WHAT TO PRODUCE » Find every line of the listing below where "screenshot" appears, and copy it.

━━ DATASET EXTRACT

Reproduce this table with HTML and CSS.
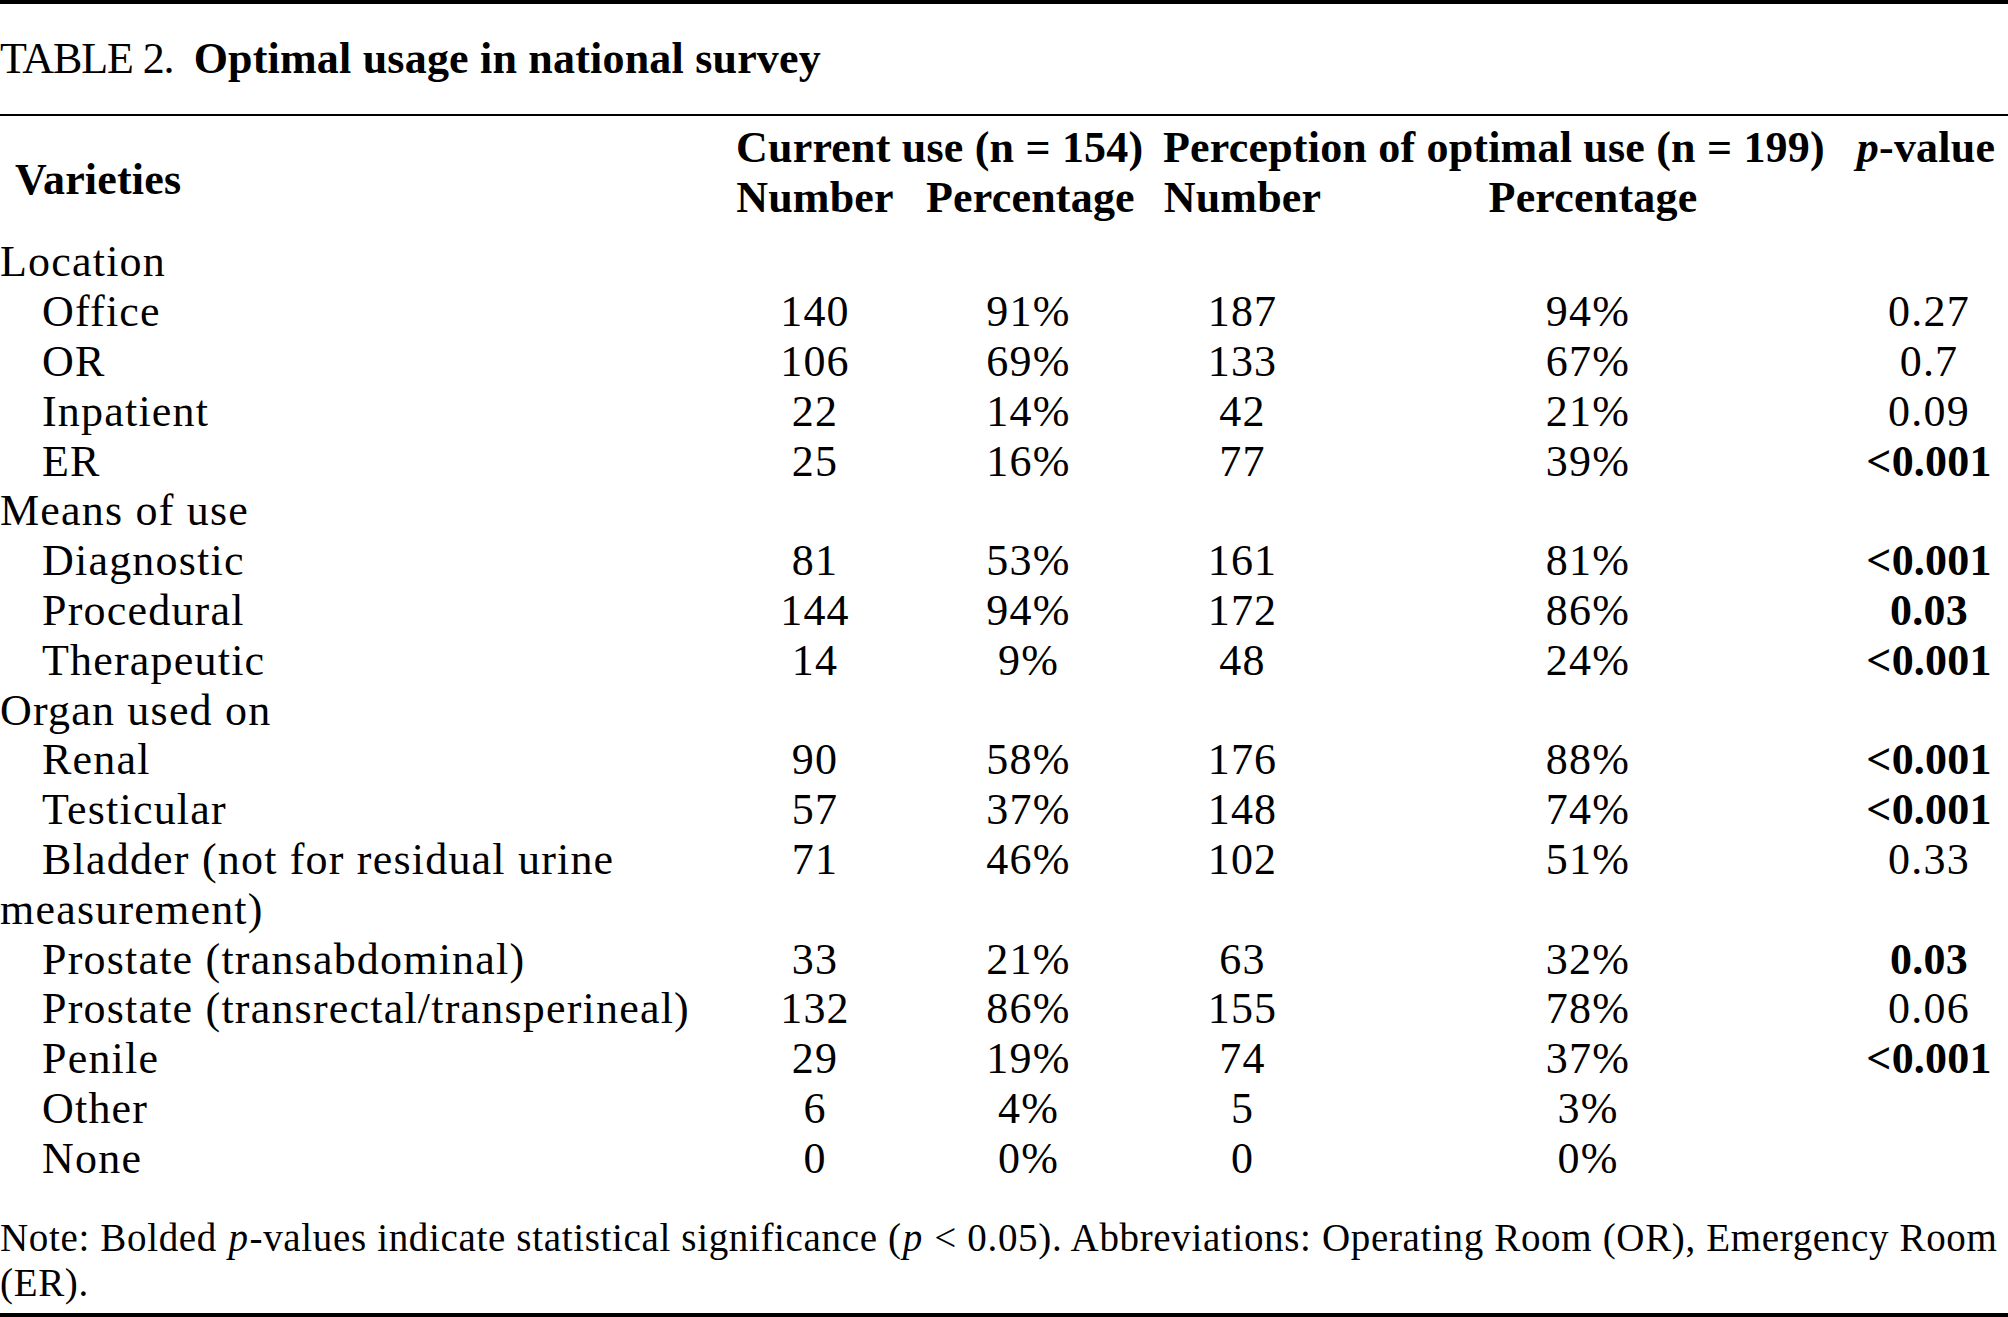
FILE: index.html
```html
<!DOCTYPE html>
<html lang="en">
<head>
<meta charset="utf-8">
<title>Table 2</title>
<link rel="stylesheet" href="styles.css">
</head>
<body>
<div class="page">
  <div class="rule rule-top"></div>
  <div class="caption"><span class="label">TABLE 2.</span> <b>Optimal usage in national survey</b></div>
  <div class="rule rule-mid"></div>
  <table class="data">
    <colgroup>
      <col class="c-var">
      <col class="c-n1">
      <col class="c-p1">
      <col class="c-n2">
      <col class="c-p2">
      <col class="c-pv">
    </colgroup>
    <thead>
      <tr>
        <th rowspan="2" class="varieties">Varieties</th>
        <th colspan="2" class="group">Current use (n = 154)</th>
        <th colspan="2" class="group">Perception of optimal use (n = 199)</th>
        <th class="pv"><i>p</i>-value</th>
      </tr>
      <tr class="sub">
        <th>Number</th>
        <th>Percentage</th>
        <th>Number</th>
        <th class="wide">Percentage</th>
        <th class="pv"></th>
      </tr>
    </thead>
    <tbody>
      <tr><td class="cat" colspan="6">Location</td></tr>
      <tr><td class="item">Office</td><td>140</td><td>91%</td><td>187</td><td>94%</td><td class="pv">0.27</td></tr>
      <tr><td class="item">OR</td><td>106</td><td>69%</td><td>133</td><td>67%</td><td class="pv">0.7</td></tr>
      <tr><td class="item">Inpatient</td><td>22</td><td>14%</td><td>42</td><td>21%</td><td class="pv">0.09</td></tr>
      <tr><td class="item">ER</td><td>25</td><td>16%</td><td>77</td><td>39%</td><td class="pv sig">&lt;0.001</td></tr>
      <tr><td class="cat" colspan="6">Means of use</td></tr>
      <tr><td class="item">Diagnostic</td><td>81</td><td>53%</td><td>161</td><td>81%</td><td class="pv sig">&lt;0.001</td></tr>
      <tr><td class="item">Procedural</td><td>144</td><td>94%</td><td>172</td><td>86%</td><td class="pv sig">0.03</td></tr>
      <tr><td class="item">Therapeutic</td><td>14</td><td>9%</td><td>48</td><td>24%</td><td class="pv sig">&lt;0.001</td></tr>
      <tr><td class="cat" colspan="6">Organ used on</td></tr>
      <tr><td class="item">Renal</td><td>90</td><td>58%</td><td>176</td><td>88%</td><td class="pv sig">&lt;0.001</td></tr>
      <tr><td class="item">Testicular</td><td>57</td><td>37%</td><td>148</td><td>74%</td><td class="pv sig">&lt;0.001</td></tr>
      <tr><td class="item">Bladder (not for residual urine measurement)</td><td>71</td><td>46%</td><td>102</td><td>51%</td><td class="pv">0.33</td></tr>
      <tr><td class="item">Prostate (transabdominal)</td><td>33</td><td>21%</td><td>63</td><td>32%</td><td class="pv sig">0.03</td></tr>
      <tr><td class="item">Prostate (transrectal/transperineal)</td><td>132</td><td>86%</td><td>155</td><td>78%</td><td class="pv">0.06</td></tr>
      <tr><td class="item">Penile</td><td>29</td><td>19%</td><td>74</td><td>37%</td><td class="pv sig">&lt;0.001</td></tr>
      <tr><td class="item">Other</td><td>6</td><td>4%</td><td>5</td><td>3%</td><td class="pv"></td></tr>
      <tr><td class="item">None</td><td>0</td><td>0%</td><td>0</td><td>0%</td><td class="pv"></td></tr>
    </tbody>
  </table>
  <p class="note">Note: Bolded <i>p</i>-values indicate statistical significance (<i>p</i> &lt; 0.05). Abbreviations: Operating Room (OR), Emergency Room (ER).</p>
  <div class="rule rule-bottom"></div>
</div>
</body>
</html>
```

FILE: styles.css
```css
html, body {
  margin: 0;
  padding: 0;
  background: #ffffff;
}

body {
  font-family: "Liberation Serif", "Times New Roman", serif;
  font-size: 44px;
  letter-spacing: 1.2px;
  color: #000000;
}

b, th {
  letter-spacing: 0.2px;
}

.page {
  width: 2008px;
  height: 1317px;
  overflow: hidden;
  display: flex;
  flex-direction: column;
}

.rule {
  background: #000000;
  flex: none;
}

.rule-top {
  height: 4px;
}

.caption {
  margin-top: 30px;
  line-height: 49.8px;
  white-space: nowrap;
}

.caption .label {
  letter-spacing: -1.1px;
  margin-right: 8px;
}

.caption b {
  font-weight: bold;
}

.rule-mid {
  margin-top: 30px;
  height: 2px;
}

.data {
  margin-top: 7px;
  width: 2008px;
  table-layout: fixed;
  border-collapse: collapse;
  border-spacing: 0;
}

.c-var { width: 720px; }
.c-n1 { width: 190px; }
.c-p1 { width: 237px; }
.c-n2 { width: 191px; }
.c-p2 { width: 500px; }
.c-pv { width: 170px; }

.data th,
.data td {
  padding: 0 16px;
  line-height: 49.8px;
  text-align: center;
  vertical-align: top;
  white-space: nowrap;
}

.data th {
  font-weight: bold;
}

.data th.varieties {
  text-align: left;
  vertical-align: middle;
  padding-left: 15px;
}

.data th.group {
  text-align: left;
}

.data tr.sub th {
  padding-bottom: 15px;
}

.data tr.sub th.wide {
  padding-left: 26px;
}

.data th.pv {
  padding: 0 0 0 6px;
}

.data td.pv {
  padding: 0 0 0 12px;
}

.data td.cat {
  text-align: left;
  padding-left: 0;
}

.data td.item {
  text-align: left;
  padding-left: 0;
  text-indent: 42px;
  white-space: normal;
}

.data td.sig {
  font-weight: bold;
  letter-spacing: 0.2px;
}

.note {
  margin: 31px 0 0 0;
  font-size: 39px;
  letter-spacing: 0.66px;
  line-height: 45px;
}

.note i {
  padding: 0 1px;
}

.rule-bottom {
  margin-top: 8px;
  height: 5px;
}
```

━━━━
━━ DATASET EXTRACT

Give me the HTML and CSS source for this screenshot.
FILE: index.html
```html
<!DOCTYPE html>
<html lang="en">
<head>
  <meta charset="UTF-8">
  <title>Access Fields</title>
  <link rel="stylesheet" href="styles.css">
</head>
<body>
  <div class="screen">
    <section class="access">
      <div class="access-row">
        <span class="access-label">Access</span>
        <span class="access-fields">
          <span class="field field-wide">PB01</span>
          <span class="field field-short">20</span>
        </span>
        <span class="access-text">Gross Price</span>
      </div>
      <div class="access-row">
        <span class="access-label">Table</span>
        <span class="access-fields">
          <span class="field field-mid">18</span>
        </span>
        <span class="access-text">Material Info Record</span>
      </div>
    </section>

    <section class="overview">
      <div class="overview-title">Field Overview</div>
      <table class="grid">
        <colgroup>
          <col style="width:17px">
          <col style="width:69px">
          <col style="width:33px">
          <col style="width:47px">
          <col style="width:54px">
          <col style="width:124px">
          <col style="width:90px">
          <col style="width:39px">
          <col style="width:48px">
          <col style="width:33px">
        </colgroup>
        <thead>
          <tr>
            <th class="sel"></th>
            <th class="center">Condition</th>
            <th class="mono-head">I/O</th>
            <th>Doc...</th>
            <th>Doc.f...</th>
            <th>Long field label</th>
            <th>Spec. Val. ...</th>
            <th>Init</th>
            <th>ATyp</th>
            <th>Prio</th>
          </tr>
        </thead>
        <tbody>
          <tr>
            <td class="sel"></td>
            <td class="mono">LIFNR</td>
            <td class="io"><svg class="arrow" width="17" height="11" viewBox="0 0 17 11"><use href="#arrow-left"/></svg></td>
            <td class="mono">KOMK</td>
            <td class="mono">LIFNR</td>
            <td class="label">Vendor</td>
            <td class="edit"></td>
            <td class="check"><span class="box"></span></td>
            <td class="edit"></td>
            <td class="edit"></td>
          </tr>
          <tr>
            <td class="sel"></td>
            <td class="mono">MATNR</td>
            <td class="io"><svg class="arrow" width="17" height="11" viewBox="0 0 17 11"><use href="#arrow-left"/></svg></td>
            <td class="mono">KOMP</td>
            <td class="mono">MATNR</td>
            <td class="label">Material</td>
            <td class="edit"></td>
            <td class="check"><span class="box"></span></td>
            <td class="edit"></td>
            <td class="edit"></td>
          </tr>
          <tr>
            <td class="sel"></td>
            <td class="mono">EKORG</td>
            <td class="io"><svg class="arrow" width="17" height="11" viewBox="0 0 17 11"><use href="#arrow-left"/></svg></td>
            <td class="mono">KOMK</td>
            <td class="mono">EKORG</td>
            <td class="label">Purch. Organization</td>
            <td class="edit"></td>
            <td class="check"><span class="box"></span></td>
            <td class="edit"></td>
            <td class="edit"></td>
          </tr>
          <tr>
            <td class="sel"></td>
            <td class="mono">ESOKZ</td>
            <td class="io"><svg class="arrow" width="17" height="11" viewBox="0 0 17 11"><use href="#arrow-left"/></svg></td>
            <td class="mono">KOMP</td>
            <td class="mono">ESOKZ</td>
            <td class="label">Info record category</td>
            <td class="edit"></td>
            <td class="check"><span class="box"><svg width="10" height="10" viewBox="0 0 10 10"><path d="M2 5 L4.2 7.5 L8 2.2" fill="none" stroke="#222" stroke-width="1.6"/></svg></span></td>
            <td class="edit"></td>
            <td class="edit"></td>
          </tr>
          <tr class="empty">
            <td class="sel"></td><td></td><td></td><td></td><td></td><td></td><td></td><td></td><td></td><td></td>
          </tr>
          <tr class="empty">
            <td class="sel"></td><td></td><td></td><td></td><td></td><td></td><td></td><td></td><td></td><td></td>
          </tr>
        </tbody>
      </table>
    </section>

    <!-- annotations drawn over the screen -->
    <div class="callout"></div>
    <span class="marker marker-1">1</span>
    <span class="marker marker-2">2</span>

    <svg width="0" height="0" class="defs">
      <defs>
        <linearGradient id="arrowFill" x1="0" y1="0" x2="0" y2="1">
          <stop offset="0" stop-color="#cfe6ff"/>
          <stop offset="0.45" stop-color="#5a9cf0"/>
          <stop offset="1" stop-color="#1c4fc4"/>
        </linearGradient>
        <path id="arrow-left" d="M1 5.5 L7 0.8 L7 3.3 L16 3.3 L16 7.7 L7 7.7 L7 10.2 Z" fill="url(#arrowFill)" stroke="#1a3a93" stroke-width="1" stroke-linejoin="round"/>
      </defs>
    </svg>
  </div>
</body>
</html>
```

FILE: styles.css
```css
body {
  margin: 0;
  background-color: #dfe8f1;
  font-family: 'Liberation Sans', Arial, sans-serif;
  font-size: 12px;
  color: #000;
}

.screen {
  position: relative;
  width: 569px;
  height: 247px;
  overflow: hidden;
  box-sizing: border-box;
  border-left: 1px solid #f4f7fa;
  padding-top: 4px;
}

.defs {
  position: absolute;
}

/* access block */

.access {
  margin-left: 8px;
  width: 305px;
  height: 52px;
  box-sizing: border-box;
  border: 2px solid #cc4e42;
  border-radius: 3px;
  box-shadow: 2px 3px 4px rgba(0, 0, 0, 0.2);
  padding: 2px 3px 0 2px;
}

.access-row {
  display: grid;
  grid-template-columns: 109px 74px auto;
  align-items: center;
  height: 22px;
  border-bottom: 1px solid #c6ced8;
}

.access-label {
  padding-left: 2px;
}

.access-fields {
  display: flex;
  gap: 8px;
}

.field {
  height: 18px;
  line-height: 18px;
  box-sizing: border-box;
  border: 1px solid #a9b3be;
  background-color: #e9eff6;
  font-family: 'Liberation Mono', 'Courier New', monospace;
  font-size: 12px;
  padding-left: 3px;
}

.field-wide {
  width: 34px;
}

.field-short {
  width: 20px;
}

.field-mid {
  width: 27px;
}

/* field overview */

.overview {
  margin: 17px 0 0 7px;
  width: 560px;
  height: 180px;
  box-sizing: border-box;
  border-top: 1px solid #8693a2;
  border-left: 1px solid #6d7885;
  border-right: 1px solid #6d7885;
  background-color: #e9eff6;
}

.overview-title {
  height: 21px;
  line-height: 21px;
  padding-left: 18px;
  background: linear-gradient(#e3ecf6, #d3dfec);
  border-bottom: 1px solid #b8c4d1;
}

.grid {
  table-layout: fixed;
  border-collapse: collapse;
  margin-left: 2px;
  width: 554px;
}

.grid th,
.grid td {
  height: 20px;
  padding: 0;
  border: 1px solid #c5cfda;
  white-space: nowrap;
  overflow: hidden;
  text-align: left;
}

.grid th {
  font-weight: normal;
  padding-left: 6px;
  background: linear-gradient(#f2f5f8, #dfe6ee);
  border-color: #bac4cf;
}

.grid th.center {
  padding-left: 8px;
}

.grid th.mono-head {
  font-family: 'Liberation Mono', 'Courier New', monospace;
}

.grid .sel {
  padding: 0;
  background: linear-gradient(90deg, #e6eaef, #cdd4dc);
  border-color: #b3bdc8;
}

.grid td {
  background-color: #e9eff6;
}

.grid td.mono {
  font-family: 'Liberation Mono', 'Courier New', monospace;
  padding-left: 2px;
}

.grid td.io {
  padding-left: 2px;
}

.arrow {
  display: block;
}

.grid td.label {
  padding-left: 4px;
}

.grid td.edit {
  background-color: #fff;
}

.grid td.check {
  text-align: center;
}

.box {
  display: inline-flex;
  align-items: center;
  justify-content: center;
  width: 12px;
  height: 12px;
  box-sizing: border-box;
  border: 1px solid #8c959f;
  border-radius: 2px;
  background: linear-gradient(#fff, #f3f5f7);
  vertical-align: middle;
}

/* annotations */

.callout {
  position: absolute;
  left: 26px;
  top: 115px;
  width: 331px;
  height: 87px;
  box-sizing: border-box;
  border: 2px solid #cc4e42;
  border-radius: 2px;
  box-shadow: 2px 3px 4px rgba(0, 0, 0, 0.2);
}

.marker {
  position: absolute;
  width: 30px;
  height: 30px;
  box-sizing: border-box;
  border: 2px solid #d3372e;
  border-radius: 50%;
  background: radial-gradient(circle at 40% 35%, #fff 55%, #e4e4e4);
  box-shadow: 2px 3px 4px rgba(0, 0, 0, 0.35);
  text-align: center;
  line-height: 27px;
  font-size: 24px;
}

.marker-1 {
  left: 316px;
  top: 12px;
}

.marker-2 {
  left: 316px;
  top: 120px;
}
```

━━━━
━━ DATASET EXTRACT

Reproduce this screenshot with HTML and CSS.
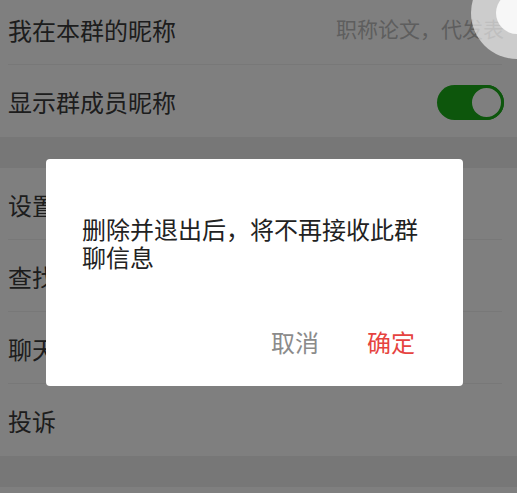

━━━━

RESULT »
Give me the HTML and CSS source for this screenshot.
Reproduce this screenshot with HTML and CSS.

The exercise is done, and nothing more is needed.